Art de la guerre monétaire et économique

Iran : Donald Trump a-t-il encore une stratégie ? Depuis des décennies, la stratégie américaine au Proche-Orient est celle du chaos

Iran : Donald Trump a-t-il encore une stratégie ?

C’est peu de dire que la température monte entre l’Iran et les USA. En effet, depuis deux mois, les bases américaines en Irak sont les cibles d’attaques de roquettes ayant causé, fin décembre, la mort d’un citoyen américain, tandis que le pied-à-terre de la Maison-Blanche, sis en pleine zone verte, à Bagdad, est pris d’assaut par les manifestants.

La réaction est immédiate, avec l’assassinat du général iranien Qassem Soleimani et d’Abou Medhi al-Mouhandis, numéro deux du mouvement Hachd al-Chaabi, composé d’Irakiens de confession chiite et pro-iraniens, mais fidèles au gouvernement local.

Bref, la confusion règne plus que jamais. Le 4 janvier, Anthony Samrani, l’une des plumes les mieux informées du quotidien libanais L’Orient-Le Jour, affirme :

 « Ce n’est certainement pas le début de la Troisième Guerre mondiale.

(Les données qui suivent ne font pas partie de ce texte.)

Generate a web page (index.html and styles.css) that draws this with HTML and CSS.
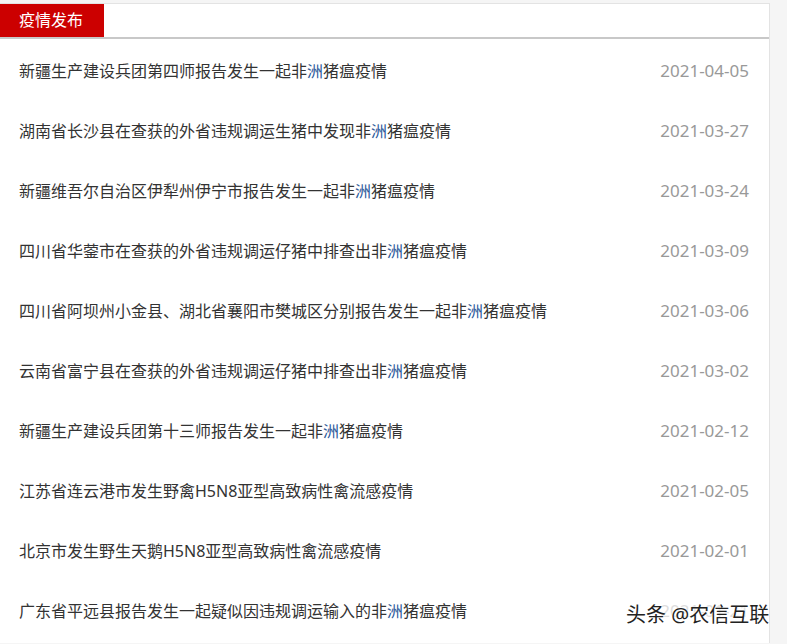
FILE: index.html
```html
<!DOCTYPE html>
<html lang="zh-CN">
<head>
  <meta charset="UTF-8">
  <title>疫情发布</title>
  <link rel="stylesheet" href="styles.css">
</head>
<body>
  <div class="panel">
    <div class="panel-head">
      <span class="tab">疫情发布</span>
    </div>
    <ul class="news-list">
      <li><span class="title">新疆生产建设兵团第四师报告发生一起非<em>洲</em>猪瘟疫情</span><span class="date">2021-04-05</span></li>
      <li><span class="title">湖南省长沙县在查获的外省违规调运生猪中发现非<em>洲</em>猪瘟疫情</span><span class="date">2021-03-27</span></li>
      <li><span class="title">新疆维吾尔自治区伊犁州伊宁市报告发生一起非<em>洲</em>猪瘟疫情</span><span class="date">2021-03-24</span></li>
      <li><span class="title">四川省华蓥市在查获的外省违规调运仔猪中排查出非<em>洲</em>猪瘟疫情</span><span class="date">2021-03-09</span></li>
      <li><span class="title">四川省阿坝州小金县、湖北省襄阳市樊城区分别报告发生一起非<em>洲</em>猪瘟疫情</span><span class="date">2021-03-06</span></li>
      <li><span class="title">云南省富宁县在查获的外省违规调运仔猪中排查出非<em>洲</em>猪瘟疫情</span><span class="date">2021-03-02</span></li>
      <li><span class="title">新疆生产建设兵团第十三师报告发生一起非<em>洲</em>猪瘟疫情</span><span class="date">2021-02-12</span></li>
      <li><span class="title">江苏省连云港市发生野禽H5N8亚型高致病性禽流感疫情</span><span class="date">2021-02-05</span></li>
      <li><span class="title">北京市发生野生天鹅H5N8亚型高致病性禽流感疫情</span><span class="date">2021-02-01</span></li>
      <li><span class="title">广东省平远县报告发生一起疑似因违规调运输入的非<em>洲</em>猪瘟疫情</span><span class="date faint">2021-01-21</span></li>
    </ul>
    <div class="watermark">头条 @农信互联</div>
  </div>
</body>
</html>
```

FILE: styles.css
```css
body {
  margin: 0;
  background: #f5f5f5;
  font-family: 'Noto Sans', 'Noto Sans CJK SC', sans-serif;
  overflow: hidden;
}
.panel {
  position: relative;
  width: 770px;
  height: 640px;
  box-sizing: border-box;
  margin-top: 3px;
  background: #fff;
  border-top: 1px solid #e3e3e3;
  border-right: 1px solid #e3e3e3;
  overflow: hidden;
}
.panel-head {
  height: 33px;
  border-bottom: 2px solid #c8c8c8;
}
.tab {
  display: inline-block;
  width: 104px;
  height: 33px;
  box-sizing: border-box;
  padding-left: 19px;
  background: #cc0000;
  color: #fff;
  font-size: 16px;
  line-height: 33px;
}
.news-list {
  list-style: none;
  margin: 0;
  padding: 1px 0 0;
}
.news-list li {
  display: flex;
  justify-content: space-between;
  align-items: center;
  height: 60px;
  padding: 0 20px 0 19px;
  font-size: 16px;
}
.title {
  color: #333;
}
.title em {
  font-style: normal;
  color: #2d5a9a;
}
.date {
  color: #999;
  font-size: 17px;
}
.date.faint {
  color: #ddd;
}
.watermark {
  position: absolute;
  left: 626px;
  top: 595px;
  font-size: 20px;
  color: #222;
  text-shadow: 0 0 2px #fff, 0 0 2px #fff;
  white-space: nowrap;
}
```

Mais cela a de fortes chances d’être celui d’une nouvelle escalade, susceptible d’ajouter encore de l’huile sur le feu dans la région, ou même de provoquer un affrontement direct entre Washington et Téhéran. »

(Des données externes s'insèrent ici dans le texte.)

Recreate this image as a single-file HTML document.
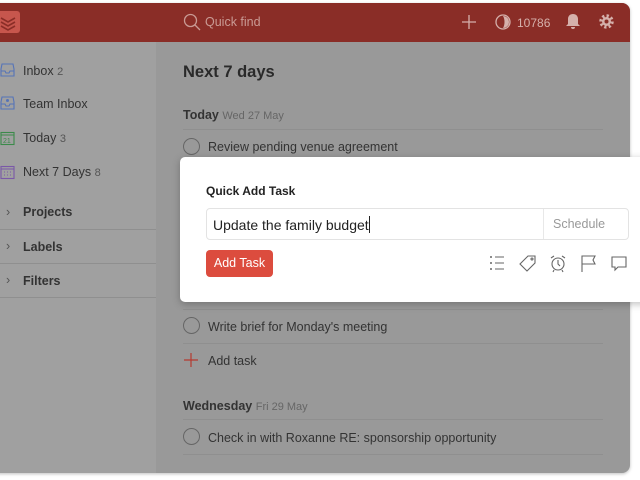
<!DOCTYPE html>
<html><head><meta charset="utf-8"><style>
*{box-sizing:border-box;margin:0;padding:0}
body{width:640px;height:480px;background:#fff;font-family:"Liberation Sans",sans-serif;position:relative;overflow:hidden}
.app{position:absolute;left:-10px;top:3px;width:640px;height:470px;border-radius:8px;background:#999;overflow:hidden;box-shadow:0 1px 3px rgba(0,0,0,.25)}
.hdr{position:absolute;left:0;top:0;width:100%;height:39px;background:#8a2d27}
.side{position:absolute;left:10px;top:39px;width:146px;height:440px;background:#a0a0a0}
.t{position:absolute;color:#333;font-size:12.5px;white-space:nowrap}
.c{color:#555;font-size:11px}
.sep{position:absolute;height:1px;background:#8f8f8f}
.circ{position:absolute;width:17px;height:17px;border:1px solid #666;border-radius:50%}
.modal{position:absolute;left:180px;top:157px;width:470px;height:145px;background:#fff;border-radius:5px;box-shadow:0 2px 8px rgba(0,0,0,.25)}
</style></head><body>
<div class="app">
<div class="hdr"></div>
<div class="side" style="width:156px"></div>
</div>
<div style="position:absolute;left:0;top:11px;width:20px;height:22px;background:#c7564d;border-radius:0 3px 3px 0"></div>
<svg style="position:absolute;left:0;top:13px" width="18" height="18"><path d="M1 5l7 4 7-4M1 9l7 4 7-4M1 13l7 4 7-4" stroke="#8a2d27" stroke-width="1.6" fill="none"/></svg>
<svg style="position:absolute;left:183px;top:13px" width="18" height="18"><circle cx="7.5" cy="7.5" r="6" stroke="#c99a94" stroke-width="1.3" fill="none"/><path d="M12 12l5 5" stroke="#c99a94" stroke-width="1.3"/></svg>
<div class="t" style="left:205px;top:15px;color:#c99a94;font-size:12.5px">Quick find</div>
<svg style="position:absolute;left:461px;top:14px" width="16" height="16"><path d="M8 1v14M1 8h14" stroke="#d5b0ab" stroke-width="1.3"/></svg>
<svg style="position:absolute;left:495px;top:14px" width="16" height="16"><circle cx="8" cy="8" r="7" stroke="#d5b0ab" stroke-width="1.3" fill="none"/><path d="M8 2a6 6 0 0 1 0 12c2-3 2-9 0-12z" fill="#d5b0ab"/></svg>
<div class="t" style="left:517px;top:16px;color:#d5b0ab;font-size:12px">10786</div>
<svg style="position:absolute;left:565px;top:13px" width="16" height="17"><path d="M8 1c-3 0-5 2-5 5v5l-2 2h14l-2-2V6c0-3-2-5-5-5zM6 14a2 2 0 0 0 4 0z" fill="#d5b0ab"/></svg>
<svg style="position:absolute;left:598px;top:13px" width="17" height="17" viewBox="0 0 17 17"><circle cx="8.5" cy="8.5" r="5.5" fill="none" stroke="#d5b0ab" stroke-width="3.5" stroke-dasharray="2.2 2.1"/><circle cx="8.5" cy="8.5" r="4.5" fill="#d5b0ab"/><circle cx="8.5" cy="8.5" r="2" fill="#8a2d27"/></svg>
<svg style="position:absolute;left:0;top:63px" width="15" height="15"><path d="M2 1h11l1 5v7H1V6z M1 8h4l1 2h3l1-2h4" stroke="#5573b8" stroke-width="1.1" fill="none"/></svg>
<div class="t" style="left:23px;top:64px">Inbox <span class="c">2</span></div>
<svg style="position:absolute;left:0;top:96px" width="15" height="15"><path d="M2 1h11l1 5v7H1V6z M1 8h4l1 2h3l1-2h4" stroke="#5573b8" stroke-width="1.1" fill="none"/><circle cx="7.5" cy="4.5" r="1.5" fill="#5573b8"/></svg>
<div class="t" style="left:23px;top:97px">Team Inbox</div>
<svg style="position:absolute;left:0;top:131px" width="15" height="15"><rect x="1" y="1.5" width="13" height="12" stroke="#3b8a4a" stroke-width="1.1" fill="none"/><path d="M1 4h13" stroke="#3b8a4a"/><text x="3" y="12" font-size="7" fill="#3b8a4a" font-family="Liberation Sans">21</text></svg>
<div class="t" style="left:23px;top:131px">Today <span class="c">3</span></div>
<svg style="position:absolute;left:0;top:165px" width="15" height="15"><rect x="1" y="1.5" width="13" height="12" stroke="#7a58a8" stroke-width="1.1" fill="none"/><path d="M1 4h13" stroke="#7a58a8"/><path d="M4 7h1M7 7h1M10 7h1M4 10h1M7 10h1M10 10h1" stroke="#7a58a8"/></svg>
<div class="t" style="left:23px;top:165px">Next 7 Days <span class="c">8</span></div>
<div class="sep" style="left:0;top:229px;width:156px"></div>
<div class="sep" style="left:0;top:263px;width:156px"></div>
<div class="sep" style="left:0;top:297px;width:156px"></div>
<div class="t" style="left:6px;top:205px;color:#555">›</div>
<div class="t" style="left:23px;top:205px;font-weight:bold">Projects</div>
<div class="t" style="left:6px;top:239px;color:#555">›</div>
<div class="t" style="left:23px;top:240px;font-weight:bold">Labels</div>
<div class="t" style="left:6px;top:273px;color:#555">›</div>
<div class="t" style="left:23px;top:274px;font-weight:bold">Filters</div>
<div class="t" style="left:183px;top:63px;font-size:16.5px;font-weight:bold;color:#2a2a2a">Next 7 days</div>
<div class="t" style="left:183px;top:108px;font-weight:bold">Today <span class="c" style="font-weight:normal;color:#666">Wed 27 May</span></div>
<div class="sep" style="left:183px;top:129px;width:420px"></div>
<div class="circ" style="left:183px;top:138px"></div>
<div class="t" style="left:208px;top:140px">Review pending venue agreement</div>
<div class="sep" style="left:183px;top:309px;width:420px"></div>
<div class="circ" style="left:183px;top:317px"></div>
<div class="t" style="left:208px;top:320px">Write brief for Monday's meeting</div>
<div class="sep" style="left:183px;top:343px;width:420px"></div>
<svg style="position:absolute;left:184px;top:353px" width="14" height="14"><path d="M7 0v14M0 7h14" stroke="#b53a30" stroke-width="1.2"/></svg>
<div class="t" style="left:208px;top:354px">Add task</div>
<div class="t" style="left:183px;top:399px;font-weight:bold">Wednesday <span class="c" style="font-weight:normal;color:#666">Fri 29 May</span></div>
<div class="sep" style="left:183px;top:419px;width:420px"></div>
<div class="circ" style="left:183px;top:428px"></div>
<div class="t" style="left:208px;top:431px">Check in with Roxanne RE: sponsorship opportunity</div>
<div class="sep" style="left:183px;top:454px;width:420px"></div>
<div class="modal"></div>
<div class="t" style="left:206px;top:184px;font-weight:bold;font-size:12px;color:#222">Quick Add Task</div>
<div style="position:absolute;left:206px;top:208px;width:423px;height:32px;border:1px solid #e3e3e3;border-radius:4px"></div>
<div style="position:absolute;left:543px;top:209px;width:1px;height:30px;background:#e8e8e8"></div>
<div class="t" style="left:213px;top:216px;font-size:14px;color:#222">Update the family budget<span style="display:inline-block;width:1px;height:17px;background:#222;vertical-align:-3px"></span></div>
<div class="t" style="left:553px;top:217px;font-size:12.5px;color:#999">Schedule</div>
<div style="position:absolute;left:206px;top:250px;width:67px;height:27px;background:#dc4c3e;border-radius:4px;color:#fff;font-size:12.5px;text-align:center;line-height:27px">Add Task</div>
<svg style="position:absolute;left:488px;top:254px;overflow:visible" width="145" height="20" fill="none" stroke="#666" stroke-width="1.1">
<path d="M3 3v0M3 9v0M3 15v0" stroke-width="2" stroke-linecap="round"/><path d="M7 3h9M7 9h9M7 15h9"/>
<path d="M32 10l8-8h7v7l-8 8z"/><circle cx="44" cy="5" r="1"/>
<circle cx="70" cy="10" r="6"/><path d="M70 6v4l2 2M63 4l3-2M77 4l-3-2M66 16l-1 2M74 16l1 2"/>
<path d="M94 18V2h13l-2 4 2 4H94"/>
<path d="M124 3h14v10h-8l-3 3v-3h-3z"/>
</svg>
</body></html>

Comment cette région, de longue date en proie au chaos, en est-elle arrivée là ? Pour Hubert Védrine, ancien ministre des Affaires étrangères, interrogé par BFM TV, le 5 janvier, le « péché originel » remonte à 2003. Soit l’année du grand mensonge d’État américain à cause duquel un Irak déjà plus qu’affaibli après la guerre de 1990 fut quasiment renvoyé à l’âge de pierre, son défunt président Saddam Hussein étant alors accusé de vouloir frapper les USA avec des « armes de destruction massive » n’existant que dans les cerveaux exaltés des néoconservateurs de la Maison-Blanche. On connaît le résultat.

Après, qu’en déduire ? Que Donald Trump est fou, à en croire une certaine gauche française ? Ou visionnaire, pour une autre droite, tout aussi hexagonale ? La réalité, comme toujours, se situe dans l’entre-deux. Car ce vibrionnant président n’est pas fou, se voulant seulement pragmatique ; sauf que ce prétendu pragmatisme peut aussi l’entraîner vers les pires folies.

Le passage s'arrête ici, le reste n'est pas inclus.